START
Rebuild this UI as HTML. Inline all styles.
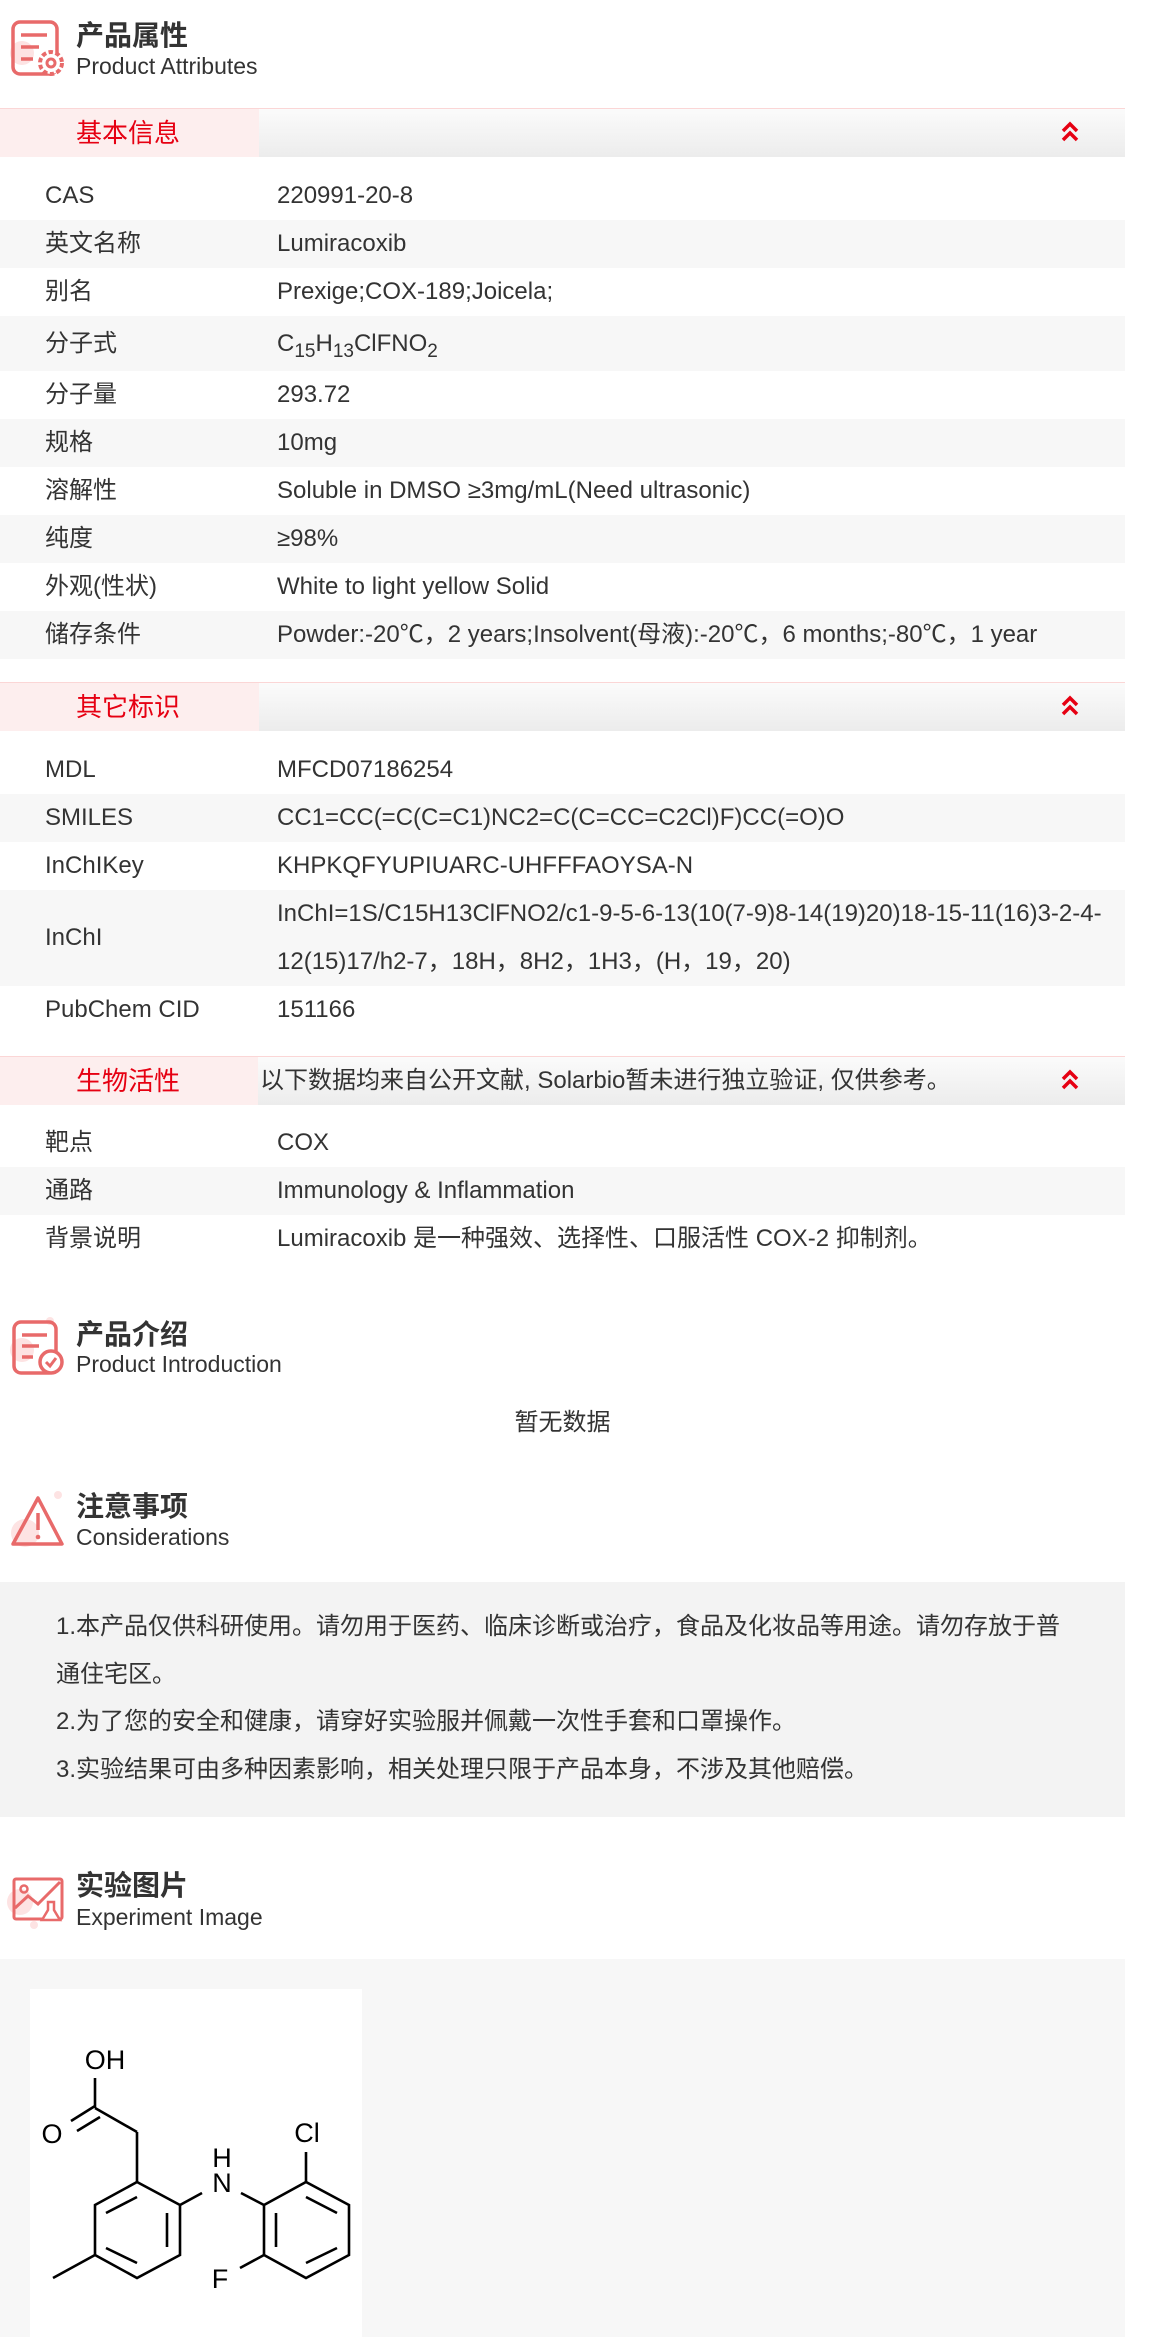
<!DOCTYPE html>
<html><head><meta charset="utf-8"><style>
*{margin:0;padding:0;box-sizing:border-box}
body{width:1149px;height:2337px;position:relative;background:#fff;font-family:"Liberation Sans","Noto Sans CJK SC",sans-serif;color:#333;overflow:hidden}
.a{position:absolute}
.t{position:absolute;left:76px;font-size:28px;font-weight:bold;color:#333;line-height:30px;white-space:nowrap}
.s{position:absolute;left:76px;font-size:23px;color:#333;line-height:26px;white-space:nowrap}
.bar{position:absolute;left:0;width:1125px;height:49px;border-top:1px solid #fbd6d6;background:linear-gradient(#fbfbfb,#ececec)}
.bar .p{position:absolute;left:0;top:0;width:259px;height:48px;background:#fdeeee}
.bar .p span{position:absolute;left:76px;top:8px;font-size:26px;color:#e60012;line-height:32px}
.bar svg{position:absolute;left:1060px;top:12px}
.row{position:absolute;left:0;width:1125px;height:48px;font-size:24px;line-height:48px;white-space:nowrap}
.row.g{background:#f7f7f7}
.row .l{position:absolute;left:45px;top:0}
.row .v{position:absolute;left:277px;top:0}
sub{font-size:19px;vertical-align:-6px;line-height:0}
.note{position:absolute;left:56px;width:1015px;font-size:24px;line-height:48px;color:#333}
</style></head><body>

<svg class="a" style="left:8px;top:17px" width="58" height="62" viewBox="0 0 58 62">
<circle cx="14" cy="36" r="12" fill="#fde3e3"/>
<rect x="5" y="5" width="44" height="52" rx="7" fill="none" stroke="#e86a6a" stroke-width="3.5"/>
<line x1="13" y1="18" x2="39" y2="18" stroke="#e86a6a" stroke-width="3.5"/>
<line x1="13" y1="30" x2="31" y2="30" stroke="#e86a6a" stroke-width="3.5"/>
<line x1="13" y1="42" x2="25" y2="42" stroke="#e86a6a" stroke-width="3.5"/>
<circle cx="43" cy="46" r="11" fill="#fff" stroke="#e86a6a" stroke-width="4" stroke-dasharray="4.5 2.5"/>
<circle cx="43" cy="46" r="4" fill="none" stroke="#e86a6a" stroke-width="3"/>
</svg>
<div class="t" style="top:21px">产品属性</div>
<div class="s" style="top:53px">Product Attributes</div>

<div class="bar" style="top:108px"><div class="p"><span>基本信息</span></div>
<svg width="20" height="22" viewBox="0 0 20 22"><path d="M3 10 L10 3 L17 10 M3 19 L10 12 L17 19" fill="none" stroke="#e60012" stroke-width="3.5"/></svg></div>

<div class="row" style="top:172px"><span class="l">CAS</span><span class="v">220991-20-8</span></div>
<div class="row g" style="top:220px"><span class="l">英文名称</span><span class="v">Lumiracoxib</span></div>
<div class="row" style="top:268px"><span class="l">别名</span><span class="v">Prexige;COX-189;Joicela;</span></div>
<div class="row g" style="top:316px;height:55px;line-height:55px"><span class="l">分子式</span><span class="v">C<sub>15</sub>H<sub>13</sub>ClFNO<sub>2</sub></span></div>
<div class="row" style="top:371px"><span class="l">分子量</span><span class="v">293.72</span></div>
<div class="row g" style="top:419px"><span class="l">规格</span><span class="v">10mg</span></div>
<div class="row" style="top:467px"><span class="l">溶解性</span><span class="v">Soluble in DMSO ≥3mg/mL(Need ultrasonic)</span></div>
<div class="row g" style="top:515px"><span class="l">纯度</span><span class="v">≥98%</span></div>
<div class="row" style="top:563px"><span class="l">外观(性状)</span><span class="v">White to light yellow Solid</span></div>
<div class="row g" style="top:611px"><span class="l">储存条件</span><span class="v">Powder:-20℃，2 years;Insolvent(母液):-20℃，6 months;-80℃，1 year</span></div>

<div class="bar" style="top:682px"><div class="p"><span>其它标识</span></div>
<svg width="20" height="22" viewBox="0 0 20 22"><path d="M3 10 L10 3 L17 10 M3 19 L10 12 L17 19" fill="none" stroke="#e60012" stroke-width="3.5"/></svg></div>

<div class="row" style="top:746px"><span class="l">MDL</span><span class="v">MFCD07186254</span></div>
<div class="row g" style="top:794px"><span class="l">SMILES</span><span class="v">CC1=CC(=C(C=C1)NC2=C(C=CC=C2Cl)F)CC(=O)O</span></div>
<div class="row" style="top:842px"><span class="l">InChIKey</span><span class="v">KHPKQFYUPIUARC-UHFFFAOYSA-N</span></div>
<div class="row g" style="top:890px;height:96px"><span class="l" style="top:24px">InChI</span><span class="v">InChI=1S/C15H13ClFNO2/c1-9-5-6-13(10(7-9)8-14(19)20)18-15-11(16)3-2-4-<br>12(15)17/h2-7，18H，8H2，1H3，(H，19，20)</span></div>
<div class="row" style="top:986px"><span class="l">PubChem CID</span><span class="v">151166</span></div>

<div class="bar" style="top:1056px"><div class="p" style="width:258px"><span>生物活性</span></div>
<span class="a" style="left:260px;top:8px;font-size:24px;line-height:32px;color:#333;white-space:nowrap">以下数据均来自公开文献, Solarbio暂未进行独立验证, 仅供参考。</span>
<svg width="20" height="22" viewBox="0 0 20 22"><path d="M3 10 L10 3 L17 10 M3 19 L10 12 L17 19" fill="none" stroke="#e60012" stroke-width="3.5"/></svg></div>

<div class="row" style="top:1119px"><span class="l">靶点</span><span class="v">COX</span></div>
<div class="row g" style="top:1167px"><span class="l">通路</span><span class="v">Immunology &amp; Inflammation</span></div>
<div class="row" style="top:1215px"><span class="l">背景说明</span><span class="v">Lumiracoxib 是一种强效、选择性、口服活性 COX-2 抑制剂。</span></div>

<svg class="a" style="left:8px;top:1314px" width="58" height="64" viewBox="0 0 58 64">
<circle cx="14" cy="36" r="12" fill="#fde3e3"/><circle cx="42" cy="7" r="4" fill="#fde3e3"/>
<rect x="6" y="8" width="42" height="51" rx="7" fill="none" stroke="#e86a6a" stroke-width="3.5"/>
<line x1="14" y1="21" x2="39" y2="21" stroke="#e86a6a" stroke-width="3.5"/>
<line x1="14" y1="32" x2="31" y2="32" stroke="#e86a6a" stroke-width="3.5"/>
<line x1="14" y1="43" x2="25" y2="43" stroke="#e86a6a" stroke-width="3.5"/>
<circle cx="43" cy="48" r="11" fill="#fff" stroke="#e86a6a" stroke-width="3.5"/>
<path d="M38 48 L42 52 L48 44" fill="none" stroke="#e86a6a" stroke-width="3"/>
</svg>
<div class="t" style="top:1320px">产品介绍</div>
<div class="s" style="top:1351px">Product Introduction</div>
<div class="a" style="left:0;width:1125px;top:1408px;text-align:center;font-size:24px;line-height:30px">暂无数据</div>

<svg class="a" style="left:8px;top:1488px" width="58" height="62" viewBox="0 0 58 62">
<circle cx="17" cy="45" r="14" fill="#fde3e3"/><circle cx="50" cy="7" r="4" fill="#fde3e3"/>
<path d="M30 10 L54 56 L5 56 Z" fill="none" stroke="#e86a6a" stroke-width="3.5" stroke-linejoin="round"/>
<line x1="30" y1="25" x2="30" y2="42" stroke="#e86a6a" stroke-width="3.5"/>
<circle cx="30" cy="49" r="2.3" fill="#e86a6a"/>
</svg>
<div class="t" style="top:1492px">注意事项</div>
<div class="s" style="top:1524px">Considerations</div>
<div class="a" style="left:0;top:1582px;width:1125px;height:235px;background:#f3f3f3"></div>
<div class="note" style="top:1603px">1.本产品仅供科研使用。请勿用于医药、临床诊断或治疗，食品及化妆品等用途。请勿存放于普通住宅区。</div>
<div class="note" style="top:1698px">2.为了您的安全和健康，请穿好实验服并佩戴一次性手套和口罩操作。</div>
<div class="note" style="top:1746px">3.实验结果可由多种因素影响，相关处理只限于产品本身，不涉及其他赔偿。</div>

<svg class="a" style="left:2px;top:1870px" width="66" height="60" viewBox="0 0 66 60">
<circle cx="18" cy="32" r="13" fill="#fde3e3"/><circle cx="32" cy="55" r="4" fill="#fde3e3"/>
<rect x="12" y="9" width="48" height="40" rx="2" fill="none" stroke="#e86a6a" stroke-width="3"/>
<circle cx="22" cy="19" r="3.5" fill="none" stroke="#e86a6a" stroke-width="2.5"/>
<path d="M13 38 L26 26 L36 34 L58 12" fill="none" stroke="#e86a6a" stroke-width="3"/>
<path d="M46 32 L46 40 L40 50 L58 50 L52 40 L52 32 Z" fill="#fff" stroke="#e86a6a" stroke-width="2.5"/>
</svg>
<div class="t" style="top:1871px">实验图片</div>
<div class="s" style="top:1904px">Experiment Image</div>
<div class="a" style="left:0;top:1959px;width:1125px;height:378px;background:#f7f7f7"></div>
<svg class="a" style="left:30px;top:1989px;background:#fff" width="332" height="348" viewBox="30 1989 332 348">
<g stroke="#000" stroke-width="2.6" fill="none">
<line x1="95" y1="2078" x2="95" y2="2108"/>
<line x1="71" y1="2121" x2="95" y2="2106"/>
<line x1="77" y1="2131" x2="100" y2="2117"/>
<line x1="95" y1="2108" x2="137" y2="2132"/>
<line x1="137" y1="2132" x2="137" y2="2182"/>
<path d="M137 2182 L180 2205 L180 2255 L137 2278 L95 2255 L95 2205 Z"/>
<line x1="106" y1="2213" x2="137" y2="2197"/>
<line x1="167" y1="2213" x2="167" y2="2247"/>
<line x1="106" y1="2248" x2="137" y2="2263"/>
<line x1="95" y1="2255" x2="53" y2="2278"/>
<line x1="180" y1="2205" x2="202" y2="2193"/>
<line x1="241" y1="2193" x2="264" y2="2205"/>
<path d="M264 2205 L306 2182 L349 2205 L349 2255 L306 2278 L264 2255 Z"/>
<line x1="276" y1="2213" x2="276" y2="2247"/>
<line x1="306" y1="2197" x2="337" y2="2213"/>
<line x1="306" y1="2263" x2="337" y2="2248"/>
<line x1="306" y1="2182" x2="306" y2="2152"/>
<line x1="264" y1="2255" x2="240" y2="2268"/>
</g>
<g font-family="Liberation Sans,sans-serif" font-size="27" fill="#000" text-anchor="middle">
<text x="105" y="2069">OH</text>
<text x="52" y="2143">O</text>
<text x="222" y="2167">H</text>
<text x="222" y="2192">N</text>
<text x="307" y="2142">Cl</text>
<text x="220" y="2288">F</text>
</g>
</svg>
</body></html>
END
Write out, word for word, the lines from the start of the data through the one holding "</style></head><body>". Omit pictures.

Rebuild this UI as HTML. Inline all styles.
<!DOCTYPE html>
<html><head><meta charset="utf-8"><style>
*{margin:0;padding:0;box-sizing:border-box}
body{width:1149px;height:2337px;position:relative;background:#fff;font-family:"Liberation Sans","Noto Sans CJK SC",sans-serif;color:#333;overflow:hidden}
.a{position:absolute}
.t{position:absolute;left:76px;font-size:28px;font-weight:bold;color:#333;line-height:30px;white-space:nowrap}
.s{position:absolute;left:76px;font-size:23px;color:#333;line-height:26px;white-space:nowrap}
.bar{position:absolute;left:0;width:1125px;height:49px;border-top:1px solid #fbd6d6;background:linear-gradient(#fbfbfb,#ececec)}
.bar .p{position:absolute;left:0;top:0;width:259px;height:48px;background:#fdeeee}
.bar .p span{position:absolute;left:76px;top:8px;font-size:26px;color:#e60012;line-height:32px}
.bar svg{position:absolute;left:1060px;top:12px}
.row{position:absolute;left:0;width:1125px;height:48px;font-size:24px;line-height:48px;white-space:nowrap}
.row.g{background:#f7f7f7}
.row .l{position:absolute;left:45px;top:0}
.row .v{position:absolute;left:277px;top:0}
sub{font-size:19px;vertical-align:-6px;line-height:0}
.note{position:absolute;left:56px;width:1015px;font-size:24px;line-height:48px;color:#333}
</style></head><body>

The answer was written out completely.